§ **PROBLEM**: Leave out the pictures and transcribe the rest of the records exactly.

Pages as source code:
· · ·
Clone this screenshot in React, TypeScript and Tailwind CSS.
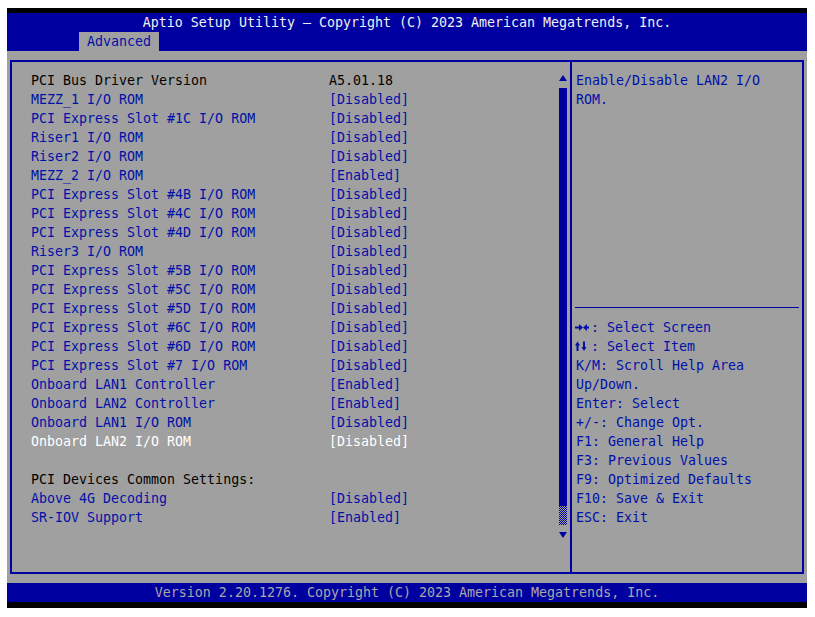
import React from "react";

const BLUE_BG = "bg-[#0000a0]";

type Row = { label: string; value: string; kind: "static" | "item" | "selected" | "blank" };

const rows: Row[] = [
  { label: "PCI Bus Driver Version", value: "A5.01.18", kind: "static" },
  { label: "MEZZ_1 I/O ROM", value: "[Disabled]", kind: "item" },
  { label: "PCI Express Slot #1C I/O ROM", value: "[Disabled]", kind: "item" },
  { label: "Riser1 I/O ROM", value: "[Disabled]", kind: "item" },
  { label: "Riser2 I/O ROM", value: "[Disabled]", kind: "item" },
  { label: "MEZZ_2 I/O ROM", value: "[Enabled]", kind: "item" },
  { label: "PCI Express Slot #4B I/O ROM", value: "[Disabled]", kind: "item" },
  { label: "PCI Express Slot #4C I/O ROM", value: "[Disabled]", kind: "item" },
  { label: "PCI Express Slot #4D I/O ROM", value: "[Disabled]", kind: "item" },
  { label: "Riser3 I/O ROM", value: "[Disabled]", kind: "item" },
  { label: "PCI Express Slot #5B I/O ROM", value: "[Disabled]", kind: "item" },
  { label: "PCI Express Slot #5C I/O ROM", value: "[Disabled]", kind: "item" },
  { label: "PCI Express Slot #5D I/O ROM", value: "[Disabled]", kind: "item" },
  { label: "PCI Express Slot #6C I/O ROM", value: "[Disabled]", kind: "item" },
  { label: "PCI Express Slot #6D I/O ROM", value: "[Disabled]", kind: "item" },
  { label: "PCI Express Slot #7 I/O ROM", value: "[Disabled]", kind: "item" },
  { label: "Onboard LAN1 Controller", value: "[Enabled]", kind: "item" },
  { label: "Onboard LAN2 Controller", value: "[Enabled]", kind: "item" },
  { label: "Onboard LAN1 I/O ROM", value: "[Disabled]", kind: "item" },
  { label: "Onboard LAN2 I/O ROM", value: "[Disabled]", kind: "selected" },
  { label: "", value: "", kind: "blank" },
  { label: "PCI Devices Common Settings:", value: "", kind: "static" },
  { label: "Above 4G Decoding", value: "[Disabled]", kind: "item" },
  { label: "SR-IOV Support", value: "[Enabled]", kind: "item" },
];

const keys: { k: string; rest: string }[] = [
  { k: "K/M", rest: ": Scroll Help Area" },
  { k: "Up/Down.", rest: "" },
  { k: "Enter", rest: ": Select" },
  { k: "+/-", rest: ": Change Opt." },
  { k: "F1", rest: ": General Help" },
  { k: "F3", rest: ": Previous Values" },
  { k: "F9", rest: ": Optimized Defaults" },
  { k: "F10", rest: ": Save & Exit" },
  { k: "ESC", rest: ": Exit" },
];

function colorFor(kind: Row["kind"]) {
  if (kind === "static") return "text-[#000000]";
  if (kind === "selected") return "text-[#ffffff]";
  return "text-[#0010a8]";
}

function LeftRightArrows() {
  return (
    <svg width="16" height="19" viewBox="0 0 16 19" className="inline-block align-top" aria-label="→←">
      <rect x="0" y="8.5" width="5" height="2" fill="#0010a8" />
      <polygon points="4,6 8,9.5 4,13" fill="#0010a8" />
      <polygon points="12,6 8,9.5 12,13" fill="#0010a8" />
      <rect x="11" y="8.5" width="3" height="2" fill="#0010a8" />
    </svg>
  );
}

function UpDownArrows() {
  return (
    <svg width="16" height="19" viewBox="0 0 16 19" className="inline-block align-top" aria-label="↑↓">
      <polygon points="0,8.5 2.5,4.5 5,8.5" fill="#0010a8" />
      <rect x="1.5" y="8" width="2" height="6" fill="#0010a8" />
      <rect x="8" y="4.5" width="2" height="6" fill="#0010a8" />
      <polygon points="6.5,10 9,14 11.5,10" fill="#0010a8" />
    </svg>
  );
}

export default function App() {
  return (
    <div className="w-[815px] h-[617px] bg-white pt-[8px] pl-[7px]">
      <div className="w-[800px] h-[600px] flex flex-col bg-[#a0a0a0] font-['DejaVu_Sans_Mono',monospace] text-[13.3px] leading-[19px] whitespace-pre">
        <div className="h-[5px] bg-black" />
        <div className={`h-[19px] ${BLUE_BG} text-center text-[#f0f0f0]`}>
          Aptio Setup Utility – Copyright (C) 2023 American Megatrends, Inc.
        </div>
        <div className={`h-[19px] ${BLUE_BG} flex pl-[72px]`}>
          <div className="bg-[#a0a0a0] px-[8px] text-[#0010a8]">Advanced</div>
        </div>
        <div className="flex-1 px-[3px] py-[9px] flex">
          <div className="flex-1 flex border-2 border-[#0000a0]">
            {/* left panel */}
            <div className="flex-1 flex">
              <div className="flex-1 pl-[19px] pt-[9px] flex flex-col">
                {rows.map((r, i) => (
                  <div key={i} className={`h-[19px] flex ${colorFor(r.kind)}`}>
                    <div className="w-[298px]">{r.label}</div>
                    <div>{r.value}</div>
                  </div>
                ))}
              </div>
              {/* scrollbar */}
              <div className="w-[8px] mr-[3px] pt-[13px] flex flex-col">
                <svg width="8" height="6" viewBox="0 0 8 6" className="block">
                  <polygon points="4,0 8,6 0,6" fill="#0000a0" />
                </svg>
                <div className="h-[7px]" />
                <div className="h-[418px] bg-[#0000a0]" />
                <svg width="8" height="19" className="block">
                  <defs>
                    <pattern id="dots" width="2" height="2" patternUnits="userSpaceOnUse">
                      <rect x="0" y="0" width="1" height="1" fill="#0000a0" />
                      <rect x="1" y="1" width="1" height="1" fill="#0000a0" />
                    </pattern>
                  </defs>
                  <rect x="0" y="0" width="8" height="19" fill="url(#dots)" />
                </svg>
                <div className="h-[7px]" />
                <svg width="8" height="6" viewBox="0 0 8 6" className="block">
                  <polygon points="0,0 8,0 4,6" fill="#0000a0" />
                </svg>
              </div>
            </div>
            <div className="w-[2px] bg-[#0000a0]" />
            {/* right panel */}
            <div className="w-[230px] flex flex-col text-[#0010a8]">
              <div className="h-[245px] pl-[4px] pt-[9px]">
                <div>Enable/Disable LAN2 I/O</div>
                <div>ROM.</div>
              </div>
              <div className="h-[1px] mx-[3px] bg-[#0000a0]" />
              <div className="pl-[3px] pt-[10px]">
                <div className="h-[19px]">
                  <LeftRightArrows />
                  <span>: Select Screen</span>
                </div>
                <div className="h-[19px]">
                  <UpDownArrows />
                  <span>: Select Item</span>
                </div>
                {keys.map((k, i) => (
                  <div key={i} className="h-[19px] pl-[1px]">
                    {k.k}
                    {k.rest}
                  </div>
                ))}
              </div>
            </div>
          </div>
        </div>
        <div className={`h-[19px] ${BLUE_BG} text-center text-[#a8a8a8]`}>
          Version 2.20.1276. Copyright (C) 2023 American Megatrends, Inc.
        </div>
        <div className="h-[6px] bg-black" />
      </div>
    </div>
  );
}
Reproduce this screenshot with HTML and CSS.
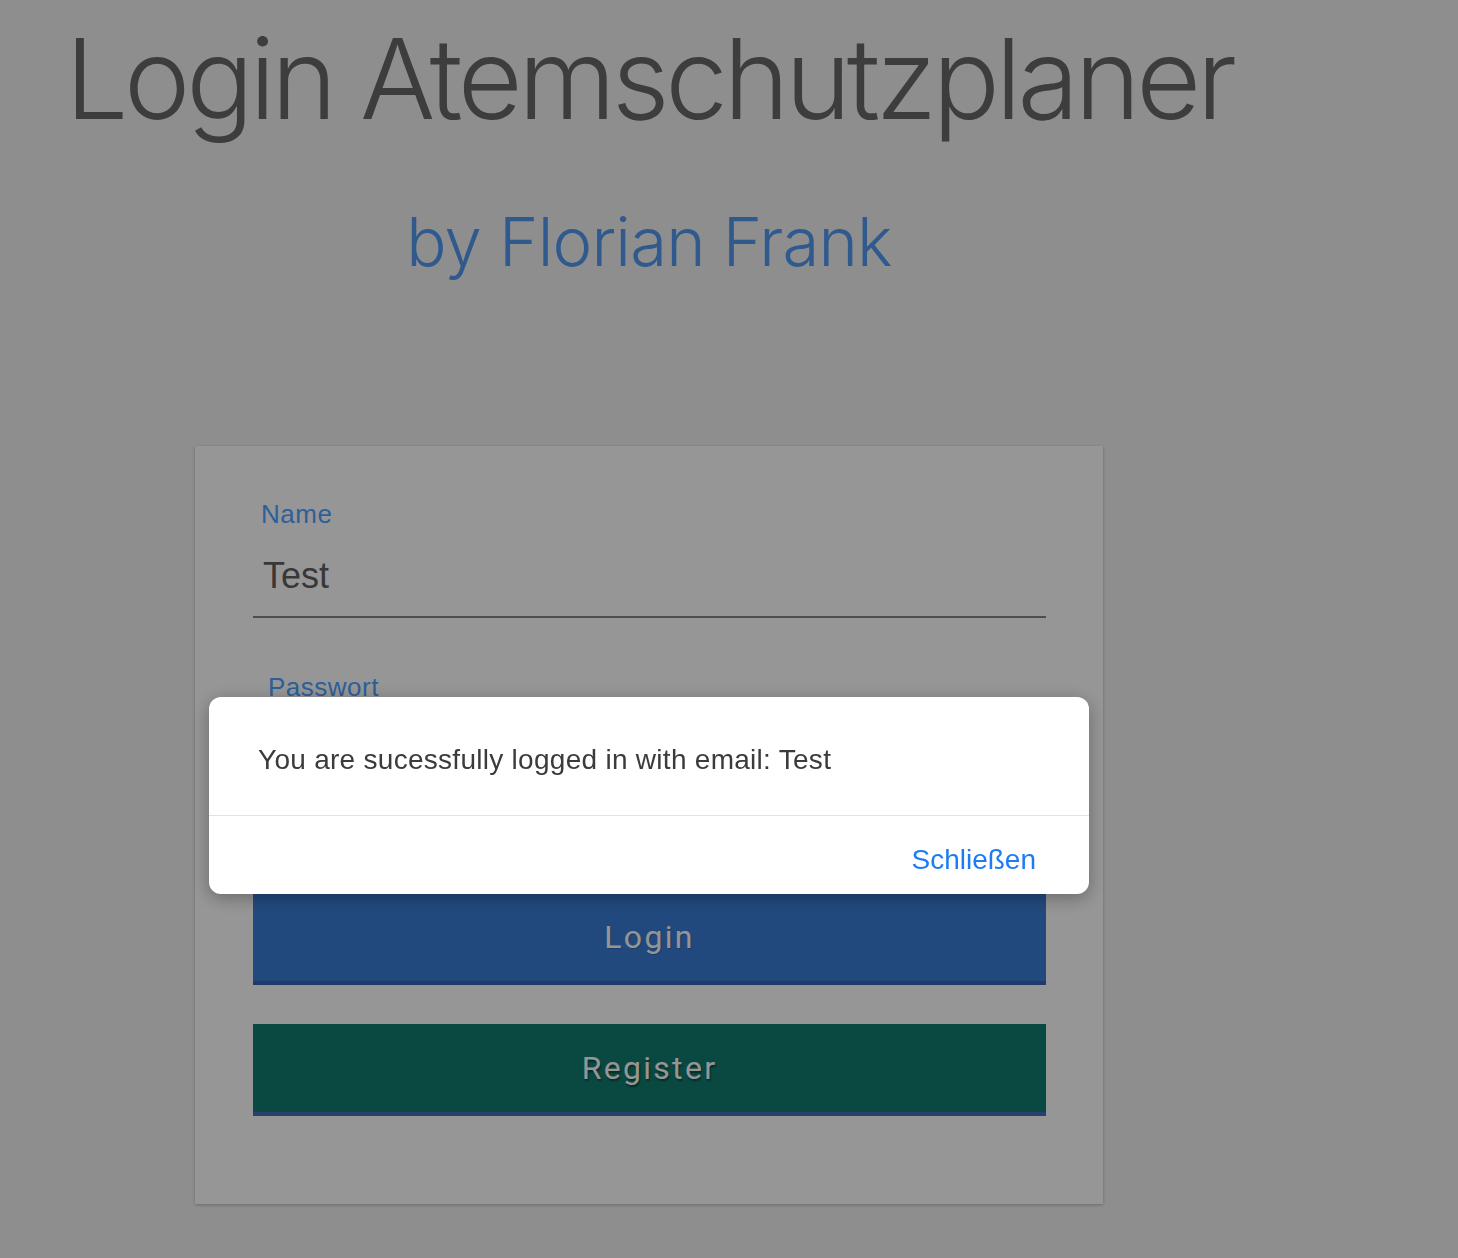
· · ·
§ **THE COMPLETED TASK**:
Clone this screenshot in React, TypeScript and Tailwind CSS.
import React from "react";

const BLUE_BG = "bg-[#0000a0]";

type Row = { label: string; value: string; kind: "static" | "item" | "selected" | "blank" };

const rows: Row[] = [
  { label: "PCI Bus Driver Version", value: "A5.01.18", kind: "static" },
  { label: "MEZZ_1 I/O ROM", value: "[Disabled]", kind: "item" },
  { label: "PCI Express Slot #1C I/O ROM", value: "[Disabled]", kind: "item" },
  { label: "Riser1 I/O ROM", value: "[Disabled]", kind: "item" },
  { label: "Riser2 I/O ROM", value: "[Disabled]", kind: "item" },
  { label: "MEZZ_2 I/O ROM", value: "[Enabled]", kind: "item" },
  { label: "PCI Express Slot #4B I/O ROM", value: "[Disabled]", kind: "item" },
  { label: "PCI Express Slot #4C I/O ROM", value: "[Disabled]", kind: "item" },
  { label: "PCI Express Slot #4D I/O ROM", value: "[Disabled]", kind: "item" },
  { label: "Riser3 I/O ROM", value: "[Disabled]", kind: "item" },
  { label: "PCI Express Slot #5B I/O ROM", value: "[Disabled]", kind: "item" },
  { label: "PCI Express Slot #5C I/O ROM", value: "[Disabled]", kind: "item" },
  { label: "PCI Express Slot #5D I/O ROM", value: "[Disabled]", kind: "item" },
  { label: "PCI Express Slot #6C I/O ROM", value: "[Disabled]", kind: "item" },
  { label: "PCI Express Slot #6D I/O ROM", value: "[Disabled]", kind: "item" },
  { label: "PCI Express Slot #7 I/O ROM", value: "[Disabled]", kind: "item" },
  { label: "Onboard LAN1 Controller", value: "[Enabled]", kind: "item" },
  { label: "Onboard LAN2 Controller", value: "[Enabled]", kind: "item" },
  { label: "Onboard LAN1 I/O ROM", value: "[Disabled]", kind: "item" },
  { label: "Onboard LAN2 I/O ROM", value: "[Disabled]", kind: "selected" },
  { label: "", value: "", kind: "blank" },
  { label: "PCI Devices Common Settings:", value: "", kind: "static" },
  { label: "Above 4G Decoding", value: "[Disabled]", kind: "item" },
  { label: "SR-IOV Support", value: "[Enabled]", kind: "item" },
];

const keys: { k: string; rest: string }[] = [
  { k: "K/M", rest: ": Scroll Help Area" },
  { k: "Up/Down.", rest: "" },
  { k: "Enter", rest: ": Select" },
  { k: "+/-", rest: ": Change Opt." },
  { k: "F1", rest: ": General Help" },
  { k: "F3", rest: ": Previous Values" },
  { k: "F9", rest: ": Optimized Defaults" },
  { k: "F10", rest: ": Save & Exit" },
  { k: "ESC", rest: ": Exit" },
];

function colorFor(kind: Row["kind"]) {
  if (kind === "static") return "text-[#000000]";
  if (kind === "selected") return "text-[#ffffff]";
  return "text-[#0010a8]";
}

function LeftRightArrows() {
  return (
    <svg width="16" height="19" viewBox="0 0 16 19" className="inline-block align-top" aria-label="→←">
      <rect x="0" y="8.5" width="5" height="2" fill="#0010a8" />
      <polygon points="4,6 8,9.5 4,13" fill="#0010a8" />
      <polygon points="12,6 8,9.5 12,13" fill="#0010a8" />
      <rect x="11" y="8.5" width="3" height="2" fill="#0010a8" />
    </svg>
  );
}

function UpDownArrows() {
  return (
    <svg width="16" height="19" viewBox="0 0 16 19" className="inline-block align-top" aria-label="↑↓">
      <polygon points="0,8.5 2.5,4.5 5,8.5" fill="#0010a8" />
      <rect x="1.5" y="8" width="2" height="6" fill="#0010a8" />
      <rect x="8" y="4.5" width="2" height="6" fill="#0010a8" />
      <polygon points="6.5,10 9,14 11.5,10" fill="#0010a8" />
    </svg>
  );
}

export default function App() {
  return (
    <div className="w-[815px] h-[617px] bg-white pt-[8px] pl-[7px]">
      <div className="w-[800px] h-[600px] flex flex-col bg-[#a0a0a0] font-['DejaVu_Sans_Mono',monospace] text-[13.3px] leading-[19px] whitespace-pre">
        <div className="h-[5px] bg-black" />
        <div className={`h-[19px] ${BLUE_BG} text-center text-[#f0f0f0]`}>
          Aptio Setup Utility – Copyright (C) 2023 American Megatrends, Inc.
        </div>
        <div className={`h-[19px] ${BLUE_BG} flex pl-[72px]`}>
          <div className="bg-[#a0a0a0] px-[8px] text-[#0010a8]">Advanced</div>
        </div>
        <div className="flex-1 px-[3px] py-[9px] flex">
          <div className="flex-1 flex border-2 border-[#0000a0]">
            {/* left panel */}
            <div className="flex-1 flex">
              <div className="flex-1 pl-[19px] pt-[9px] flex flex-col">
                {rows.map((r, i) => (
                  <div key={i} className={`h-[19px] flex ${colorFor(r.kind)}`}>
                    <div className="w-[298px]">{r.label}</div>
                    <div>{r.value}</div>
                  </div>
                ))}
              </div>
              {/* scrollbar */}
              <div className="w-[8px] mr-[3px] pt-[13px] flex flex-col">
                <svg width="8" height="6" viewBox="0 0 8 6" className="block">
                  <polygon points="4,0 8,6 0,6" fill="#0000a0" />
                </svg>
                <div className="h-[7px]" />
                <div className="h-[418px] bg-[#0000a0]" />
                <svg width="8" height="19" className="block">
                  <defs>
                    <pattern id="dots" width="2" height="2" patternUnits="userSpaceOnUse">
                      <rect x="0" y="0" width="1" height="1" fill="#0000a0" />
                      <rect x="1" y="1" width="1" height="1" fill="#0000a0" />
                    </pattern>
                  </defs>
                  <rect x="0" y="0" width="8" height="19" fill="url(#dots)" />
                </svg>
                <div className="h-[7px]" />
                <svg width="8" height="6" viewBox="0 0 8 6" className="block">
                  <polygon points="0,0 8,0 4,6" fill="#0000a0" />
                </svg>
              </div>
            </div>
            <div className="w-[2px] bg-[#0000a0]" />
            {/* right panel */}
            <div className="w-[230px] flex flex-col text-[#0010a8]">
              <div className="h-[245px] pl-[4px] pt-[9px]">
                <div>Enable/Disable LAN2 I/O</div>
                <div>ROM.</div>
              </div>
              <div className="h-[1px] mx-[3px] bg-[#0000a0]" />
              <div className="pl-[3px] pt-[10px]">
                <div className="h-[19px]">
                  <LeftRightArrows />
                  <span>: Select Screen</span>
                </div>
                <div className="h-[19px]">
                  <UpDownArrows />
                  <span>: Select Item</span>
                </div>
                {keys.map((k, i) => (
                  <div key={i} className="h-[19px] pl-[1px]">
                    {k.k}
                    {k.rest}
                  </div>
                ))}
              </div>
            </div>
          </div>
        </div>
        <div className={`h-[19px] ${BLUE_BG} text-center text-[#a8a8a8]`}>
          Version 2.20.1276. Copyright (C) 2023 American Megatrends, Inc.
        </div>
        <div className="h-[6px] bg-black" />
      </div>
    </div>
  );
}
Reproduce this screenshot with HTML and CSS.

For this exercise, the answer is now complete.